Copy each line holding the string "this".

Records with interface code
· · · ·

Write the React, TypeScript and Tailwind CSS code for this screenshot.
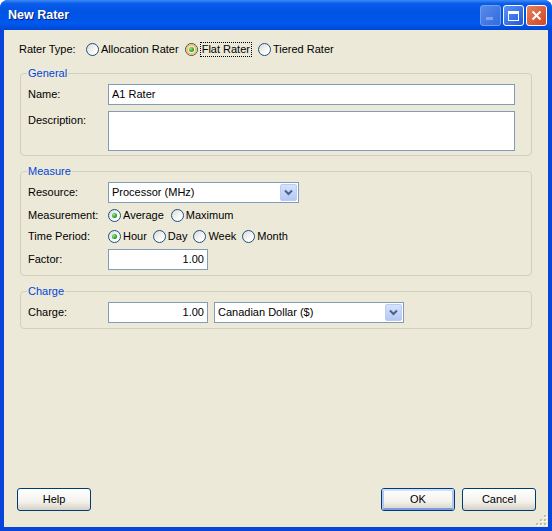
import React from "react";

const Radio: React.FC<{ checked?: boolean; hover?: boolean }> = ({ checked, hover }) => (
	<span className="relative flex h-[13px] w-[13px] shrink-0 items-center justify-center rounded-full border border-[#1C5180] bg-[linear-gradient(135deg,#DCDBD3,#FFFFFF_75%)]">
		{hover && <span className="absolute inset-0 rounded-full border-2 border-[#F9C15A]" />}
		{checked && (
			<span className="relative h-[5px] w-[5px] rounded-full bg-[radial-gradient(circle_at_35%_35%,#9BE59B,#22A422_60%,#127A12)]" />
		)}
	</span>
);

const Option: React.FC<{ label: string; checked?: boolean; hover?: boolean; focus?: boolean }> = ({
	label,
	checked,
	hover,
	focus,
}) => (
	<span className="flex items-center gap-[2px]">
		<Radio checked={checked} hover={hover} />
		<span className={focus ? "border border-dotted border-black px-[1px] leading-[13px]" : "leading-[13px]"}>
			{label}
		</span>
	</span>
);

const TextBox: React.FC<{ value: string; className?: string; right?: boolean }> = ({ value, className, right }) => (
	<div
		className={`flex h-[21px] items-center border border-[#7F9DB9] bg-white px-[3px] ${right ? "justify-end" : ""} ${className ?? ""}`}
	>
		{value}
	</div>
);

const ComboBox: React.FC<{ value: string; className?: string }> = ({ value, className }) => (
	<div className={`flex h-[21px] items-center justify-between border border-[#7F9DB9] bg-white pl-[3px] pr-[1px] ${className ?? ""}`}>
		<span>{value}</span>
		<span className="flex h-[17px] w-[17px] items-center justify-center rounded-[2px] border border-[#BCCBF3] bg-[linear-gradient(180deg,#D6E2FC,#B4C8F6)]">
			<svg width="9" height="7" viewBox="0 0 9 7">
				<path d="M1 1.5 L4.5 5 L8 1.5" fill="none" stroke="#4D6185" strokeWidth="2" />
			</svg>
		</span>
	</div>
);

const Group: React.FC<{ title: string; className?: string; children: React.ReactNode }> = ({ title, className, children }) => (
	<fieldset className={`rounded-[4px] border border-[#D0D0BF] pl-[7px] pr-[16px] ${className ?? ""}`}>
		<legend className="-ml-[1px] px-[1px] leading-[14px] text-[#0046D5]">{title}</legend>
		{children}
	</fieldset>
);

const Row: React.FC<{ label: string; className?: string; children: React.ReactNode }> = ({ label, className, children }) => (
	<div className={`flex items-center ${className ?? ""}`}>
		<span className="w-[80px] shrink-0">{label}</span>
		{children}
	</div>
);

const Button: React.FC<{ label: string; isDefault?: boolean }> = ({ label, isDefault }) => (
	<div className="flex h-[23px] w-[74px] items-center justify-center rounded-[3px] border border-[#003C74] bg-[linear-gradient(180deg,#FFFFFF,#F3F2EC_60%,#D6D0C5)]">
		<div
			className={`flex h-full w-full items-center justify-center rounded-[2px] ${
				isDefault ? "border-2 border-[#B2C8F3] border-t-[#CEE0FD] border-b-[#7D9BE3]" : ""
			}`}
		>
			{label}
		</div>
	</div>
);

export default function App() {
	return (
		<div className="flex h-[531px] w-[552px] flex-col overflow-hidden rounded-t-[8px] bg-[#0A45D9] font-['Liberation_Sans',Arial,sans-serif] text-[11px] text-black">
			{/* title bar */}
			<div className="flex h-[30px] shrink-0 items-center justify-between bg-[linear-gradient(180deg,#3D8AF7_0%,#0A5CEA_12%,#0053E3_40%,#0058EE_80%,#0047D3_100%)] pl-[8px] pr-[5px]">
				<span className="text-[12.5px] font-bold text-white [text-shadow:1px_1px_0_#0A1E7A]">New Rater</span>
				<div className="flex gap-[2px] pt-[1px]">
					<span className="flex h-[21px] w-[21px] items-end rounded-[3px] border border-[#8FB0F0] bg-[linear-gradient(135deg,#6E98EC,#3E70DC)] pb-[5px] pl-[5px] opacity-80">
						<span className="h-[3px] w-[7px] bg-[#9DB6EC]" />
					</span>
					<span className="flex h-[21px] w-[21px] items-center justify-center rounded-[3px] border border-white bg-[linear-gradient(135deg,#5C93F7,#2159D9)]">
						<span className="h-[10px] w-[11px] border border-t-[3px] border-white" />
					</span>
					<span className="flex h-[21px] w-[21px] items-center justify-center rounded-[3px] border border-white bg-[linear-gradient(135deg,#E7805F,#D3461F)]">
						<svg width="11" height="11" viewBox="0 0 11 11">
							<path d="M1.5 1.5 L9.5 9.5 M9.5 1.5 L1.5 9.5" stroke="white" strokeWidth="2" />
						</svg>
					</span>
				</div>
			</div>

			{/* client area */}
			<div className="relative mx-[4px] mb-[4px] flex flex-1 flex-col bg-[#ECE9D8]">
				<div className="flex flex-col px-[16px] pt-[11px]">
					<div className="flex h-[16px] items-center">
						<span className="-ml-[1px] w-[67px]">Rater Type:</span>
						<div className="flex items-center gap-[6px]">
							<Option label="Allocation Rater" />
							<Option label="Flat Rater" checked hover focus />
							<Option label="Tiered Rater" />
						</div>
					</div>

					<Group title="General" className="mt-[9px] pb-[4px]">
						<Row label="Name:" className="mt-[4px]">
							<TextBox value="A1 Rater" className="flex-1" />
						</Row>
						<div className="mt-[6px] flex">
							<span className="w-[80px] shrink-0 pt-[1px]">Description:</span>
							<div className="h-[40px] flex-1 border border-[#7F9DB9] bg-white" />
						</div>
					</Group>

					<Group title="Measure" className="mt-[8px] pb-[5px]">
						<Row label="Resource:" className="mt-[4px]">
							<ComboBox value="Processor (MHz)" className="w-[191px]" />
						</Row>
						<Row label="Measurement:" className="mt-[4px] h-[16px]">
							<div className="flex items-center gap-[7px]">
								<Option label="Average" checked />
								<Option label="Maximum" />
							</div>
						</Row>
						<Row label="Time Period:" className="mt-[5px] h-[16px]">
							<div className="flex items-center gap-[6px]">
								<Option label="Hour" checked />
								<Option label="Day" />
								<Option label="Week" />
								<Option label="Month" />
							</div>
						</Row>
						<Row label="Factor:" className="mt-[5px]">
							<TextBox value="1.00" right className="w-[100px]" />
						</Row>
					</Group>

					<Group title="Charge" className="mt-[8px] pb-[5px]">
						<Row label="Charge:" className="mt-[4px]">
							<TextBox value="1.00" right className="w-[100px]" />
							<ComboBox value="Canadian Dollar ($)" className="ml-[6px] w-[190px]" />
						</Row>
					</Group>
				</div>

				<div className="flex-1" />

				<div className="flex items-center justify-between pb-[16px] pl-[13px] pr-[12px]">
					<Button label="Help" />
					<div className="flex gap-[7px]">
						<Button label="OK" isDefault />
						<Button label="Cancel" />
					</div>
				</div>

				{/* size grip */}
				<svg className="absolute bottom-[1px] right-[1px]" width="12" height="12" viewBox="0 0 12 12">
					{[
						[10, 2],
						[10, 6],
						[6, 6],
						[10, 10],
						[6, 10],
						[2, 10],
					].map(([x, y]) => (
						<g key={`${x}-${y}`}>
							<rect x={x} y={y} width="2" height="2" fill="#FFFFFF" />
							<rect x={x - 1} y={y - 1} width="2" height="2" fill="#C0BCA8" />
						</g>
					))}
				</svg>
			</div>
		</div>
	);
}
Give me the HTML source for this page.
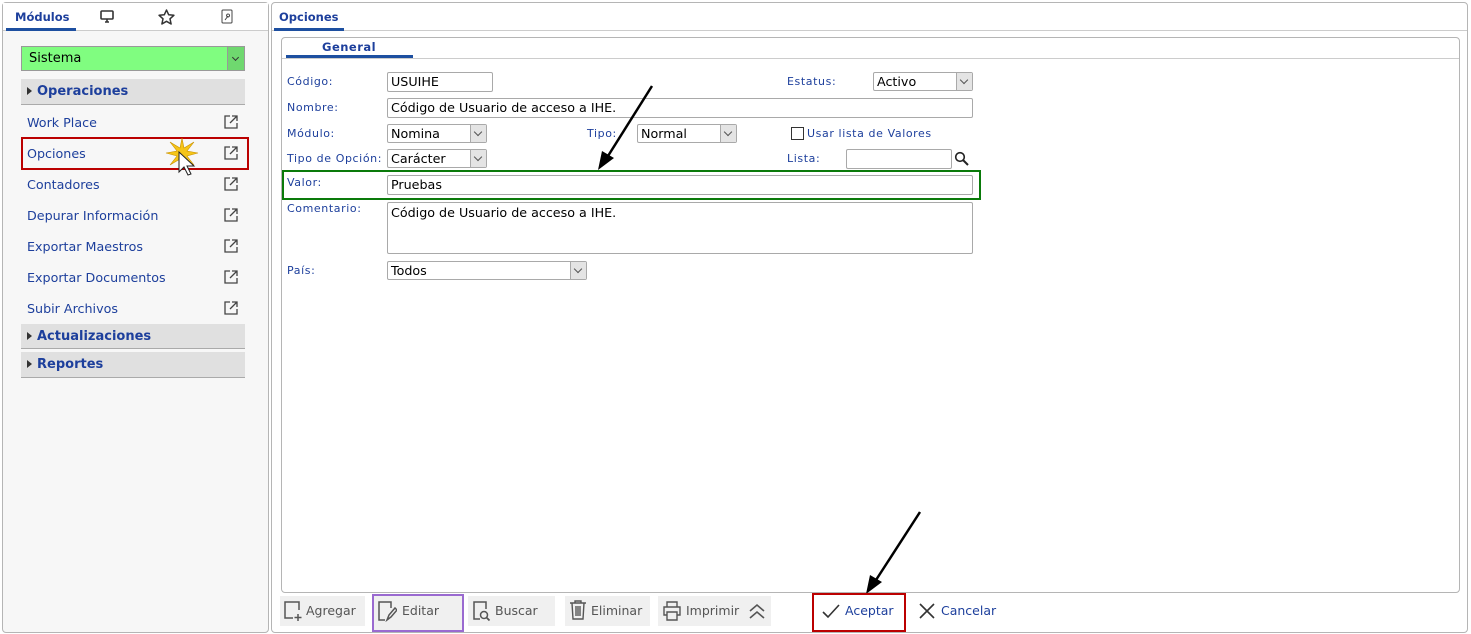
<!DOCTYPE html>
<html><head><meta charset="utf-8"><style>
*{box-sizing:border-box;margin:0;padding:0}
body{width:1471px;height:634px;background:#fff;font-family:"DejaVu Sans","Liberation Sans",sans-serif;position:relative;overflow:hidden}
.a{position:absolute}
.panel{border:1px solid #b5b5b5;border-radius:4px}
.lnk{color:#1d3f9c;font-size:12.7px;left:27px}
.hdr{left:21px;width:224px;background:#e0e0e0;border-bottom:1px solid #aaa;color:#1d3f9c;font-weight:bold;font-size:13px;padding-left:16px}
.hdr:before{content:"";position:absolute;left:6px;top:8px;border-left:5px solid #333;border-top:4px solid transparent;border-bottom:4px solid transparent}
.lbl{color:#1d3f9c;font-size:11px;letter-spacing:.6px}
.inp{border:1px solid #a9a9a9;background:#fff;font-size:12.7px;color:#000;padding-left:3px;border-radius:2px;line-height:17px}
.sel .dd{position:absolute;right:0;top:0;bottom:0;width:16px;background:#e4e4e4;border-left:1px solid #aaa}
.sel .dd:after{content:"";position:absolute;left:4px;top:4px;width:5px;height:5px;border-right:1px solid #555;border-bottom:1px solid #555;transform:rotate(45deg)}
.btn{top:596px;height:30px;background:#f0f0f0;font-size:12.5px;color:#555;line-height:30px}
</style></head><body>
<div class="a panel" style="left:2px;top:2px;width:267px;height:631px;background:#f7f7f7"></div>
<div class="a" style="left:3px;top:3px;width:265px;height:28px;background:#fff;border-bottom:1px solid #ccc"></div>
<div class="a" style="left:15px;top:10px;font-size:11.5px;font-weight:bold;color:#1d3f9c">Módulos</div>
<div class="a" style="left:6px;top:28px;width:70px;height:3px;background:#1d4fa0"></div>
<svg class="a" style="left:100px;top:10px" width="14" height="13" viewBox="0 0 14 13"><rect x="1" y="1" width="12" height="8" rx="1" fill="none" stroke="#333" stroke-width="1.6"/><path d="M5 12h4M7 9v3" stroke="#333" stroke-width="1.6"/></svg>
<svg class="a" style="left:158px;top:9px" width="17" height="16" viewBox="0 0 17 16"><path d="M8.5 1l2.2 4.8 5.2.5-3.9 3.5 1.1 5.2-4.6-2.7-4.6 2.7 1.1-5.2L1.1 6.3l5.2-.5z" fill="none" stroke="#333" stroke-width="1.5" stroke-linejoin="round"/></svg>
<svg class="a" style="left:221px;top:9px" width="12" height="15" viewBox="0 0 12 15"><rect x="1" y="1" width="10" height="13" rx="1" fill="none" stroke="#444"/><path d="M4 11l3-4M7 5a1.5 1.5 0 1 0 .1 0" stroke="#444" fill="none"/></svg>
<div class="a" style="left:21px;top:46px;width:224px;height:25px;background:#80fd80;border:1px solid #999;font-size:13px;padding:4px 7px">Sistema<div class="a" style="right:0;top:0;width:17px;height:23px;background:#6fd86f;border-left:1px solid #999"></div><div class="a" style="right:6px;top:8px;width:5px;height:5px;border-right:1px solid #333;border-bottom:1px solid #333;transform:rotate(45deg)"></div></div>
<div class="a hdr" style="top:79px;height:26px;line-height:24px;padding-top:1px">Operaciones</div>
<div class="a lnk" style="top:115px">Work Place</div>
<div class="a lnk" style="top:146px">Opciones</div>
<div class="a lnk" style="top:177px">Contadores</div>
<div class="a lnk" style="top:208px">Depurar Información</div>
<div class="a lnk" style="top:239px">Exportar Maestros</div>
<div class="a lnk" style="top:270px">Exportar Documentos</div>
<div class="a lnk" style="top:301px">Subir Archivos</div>
<svg class="a" style="left:224px;top:115px" width="14" height="200" viewBox="0 0 14 200">
<g fill="none" stroke="#444" stroke-width="1.3">
<path id="e" d="M6 1H1v12h12V8M8 1h5v5M13 1L6 8"/>
<use href="#e" y="31"/><use href="#e" y="62"/><use href="#e" y="93"/><use href="#e" y="124"/><use href="#e" y="155"/><use href="#e" y="186"/></g></svg>
<div class="a" style="left:21px;top:137px;width:228px;height:33px;border:2px solid #b00"></div>
<svg class="a" style="left:165px;top:136px" width="36" height="44" viewBox="0 0 36 44"><path d="M17 2l2 10 10-6-7 9 11 2-11 3 7 9-10-6-2 10-2-10-10 6 7-9-11-3 11-2-7-9 10 6z" fill="#f5c518" stroke="#c89000" stroke-width=".6"/><path d="M14 16v20l5-5 4 8 3-1-4-8h7z" fill="#fff" stroke="#222"/></svg>
<div class="a hdr" style="top:324px;height:25px;line-height:23px;padding-top:1px">Actualizaciones</div>
<div class="a hdr" style="top:352px;height:26px;line-height:24px;padding-top:1px">Reportes</div>

<div class="a panel" style="left:271px;top:2px;width:1197px;height:631px;background:#fff"></div>
<div class="a" style="left:272px;top:30px;width:1195px;height:1px;background:#ccc"></div>
<div class="a" style="left:279px;top:10px;font-size:11.5px;font-weight:bold;color:#1d3f9c">Opciones</div>
<div class="a" style="left:274px;top:28px;width:70px;height:3px;background:#1d4fa0"></div>
<div class="a" style="left:281px;top:37px;width:1179px;height:556px;border:1px solid #b5b5b5;border-radius:4px"></div>
<div class="a" style="left:282px;top:58px;width:1177px;height:1px;background:#ccc"></div>
<div class="a" style="left:322px;top:40px;font-size:11.5px;font-weight:bold;color:#1d3f9c;letter-spacing:.5px">General</div>
<div class="a" style="left:286px;top:55px;width:127px;height:3px;background:#1d4fa0"></div>

<div class="a lbl" style="left:287px;top:75px">Código:</div>
<div class="a inp" style="left:387px;top:72px;width:106px;height:20px">USUIHE</div>
<div class="a lbl" style="left:787px;top:75px">Estatus:</div>
<div class="a inp sel" style="left:873px;top:72px;width:100px;height:19px">Activo<span class="dd"></span></div>
<div class="a lbl" style="left:287px;top:101px">Nombre:</div>
<div class="a inp" style="left:387px;top:98px;width:586px;height:20px">Código de Usuario de acceso a IHE.</div>
<div class="a lbl" style="left:287px;top:127px">Módulo:</div>
<div class="a inp sel" style="left:387px;top:124px;width:100px;height:19px">Nomina<span class="dd"></span></div>
<div class="a lbl" style="left:587px;top:127px">Tipo:</div>
<div class="a inp sel" style="left:637px;top:124px;width:100px;height:19px">Normal<span class="dd"></span></div>
<div class="a" style="left:791px;top:127px;width:13px;height:13px;border:1px solid #333;background:#fff"></div>
<div class="a lbl" style="left:807px;top:127px">Usar lista de Valores</div>
<div class="a lbl" style="left:287px;top:152px">Tipo de Opción:</div>
<div class="a inp sel" style="left:387px;top:149px;width:100px;height:19px">Carácter<span class="dd"></span></div>
<div class="a lbl" style="left:787px;top:152px">Lista:</div>
<div class="a inp" style="left:846px;top:149px;width:106px;height:20px"></div>
<svg class="a" style="left:954px;top:151px" width="15" height="15" viewBox="0 0 15 15"><circle cx="6" cy="6" r="4.3" fill="none" stroke="#222" stroke-width="1.6"/><path d="M9 9l5 5" stroke="#222" stroke-width="2"/></svg>
<div class="a" style="left:282px;top:170px;width:699px;height:30px;border:2px solid #0a7a0a"></div>
<div class="a lbl" style="left:287px;top:176px">Valor:</div>
<div class="a inp" style="left:387px;top:175px;width:586px;height:20px">Pruebas</div>
<div class="a lbl" style="left:287px;top:202px">Comentario:</div>
<div class="a inp" style="left:387px;top:202px;width:586px;height:52px;padding-top:1px">Código de Usuario de acceso a IHE.</div>
<div class="a lbl" style="left:287px;top:264px">País:</div>
<div class="a inp sel" style="left:387px;top:261px;width:200px;height:19px">Todos<span class="dd"></span></div>

<svg class="a" style="left:0;top:0" width="1471" height="634"><g stroke="#000" stroke-width="2.5"><path d="M652 86L608 156"/><path d="M920 512L876 580"/></g><path d="M598 170l4-19 12 7z M866 594l4-19 12 7z" fill="#000"/></svg>

<div class="a btn" style="left:280px;width:85px;padding-left:26px">Agregar</div>
<svg class="a" style="left:283px;top:600px" width="20" height="22"><path d="M11 2H2v16h8M2 2h14v8" fill="none" stroke="#555" stroke-width="1.5"/><path d="M15 14v7M11.5 17.5h7" stroke="#555" stroke-width="1.5"/></svg>
<div class="a btn" style="left:372px;width:92px;padding-left:28px;border:2px solid #9a6ad0;line-height:26px;top:594px;height:38px;padding-top:2px">Editar</div>
<svg class="a" style="left:377px;top:600px" width="20" height="22"><path d="M12 2H2v18h6M2 2h12v6M10 20l2-5 6-7 2 2-6 7z" fill="none" stroke="#555" stroke-width="1.5"/></svg>
<div class="a btn" style="left:468px;width:87px;padding-left:27px">Buscar</div>
<svg class="a" style="left:472px;top:600px" width="20" height="22"><path d="M8 19H2V2h12v7" fill="none" stroke="#555" stroke-width="1.5"/><circle cx="12" cy="15" r="3.5" fill="none" stroke="#555" stroke-width="1.5"/><path d="M14.5 17.5l3 3" stroke="#555" stroke-width="1.8"/></svg>
<div class="a btn" style="left:565px;width:85px;padding-left:26px">Eliminar</div>
<svg class="a" style="left:568px;top:599px" width="20" height="22"><path d="M2 4h16M7 4V2h6v2M4 4l1 16h10l1-16M8 7v10M10 7v10M12 7v10" fill="none" stroke="#555" stroke-width="1.4"/></svg>
<div class="a btn" style="left:658px;width:84px;padding-left:28px">Imprimir</div>
<svg class="a" style="left:662px;top:600px" width="20" height="22"><path d="M5 7V2h10v5M5 15H2V7h16v8h-3M5 12h10v8H5z" fill="none" stroke="#555" stroke-width="1.4"/></svg>
<div class="a btn" style="left:742px;width:29px"></div>
<svg class="a" style="left:747px;top:601px" width="20" height="20"><path d="M3 10l7-6 7 6M3 17l7-6 7 6" fill="none" stroke="#555" stroke-width="1.6"/></svg>
<div class="a" style="left:812px;top:593px;width:94px;height:39px;border:2px solid #b00"></div>
<svg class="a" style="left:822px;top:603px" width="18" height="16"><path d="M1 9l5 5L17 2" fill="none" stroke="#333" stroke-width="1.6"/></svg>
<div class="a" style="left:845px;top:603px;font-size:12.5px;color:#1d3f9c">Aceptar</div>
<svg class="a" style="left:919px;top:603px" width="16" height="16"><path d="M1 1l14 14M15 1L1 15" stroke="#333" stroke-width="1.6"/></svg>
<div class="a" style="left:941px;top:603px;font-size:12.5px;color:#1d3f9c">Cancelar</div>
</body></html>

· · · ·

* _EXERCISE RESULT_
Write the React, TypeScript and Tailwind CSS code for this screenshot.
Give me the HTML source for this page.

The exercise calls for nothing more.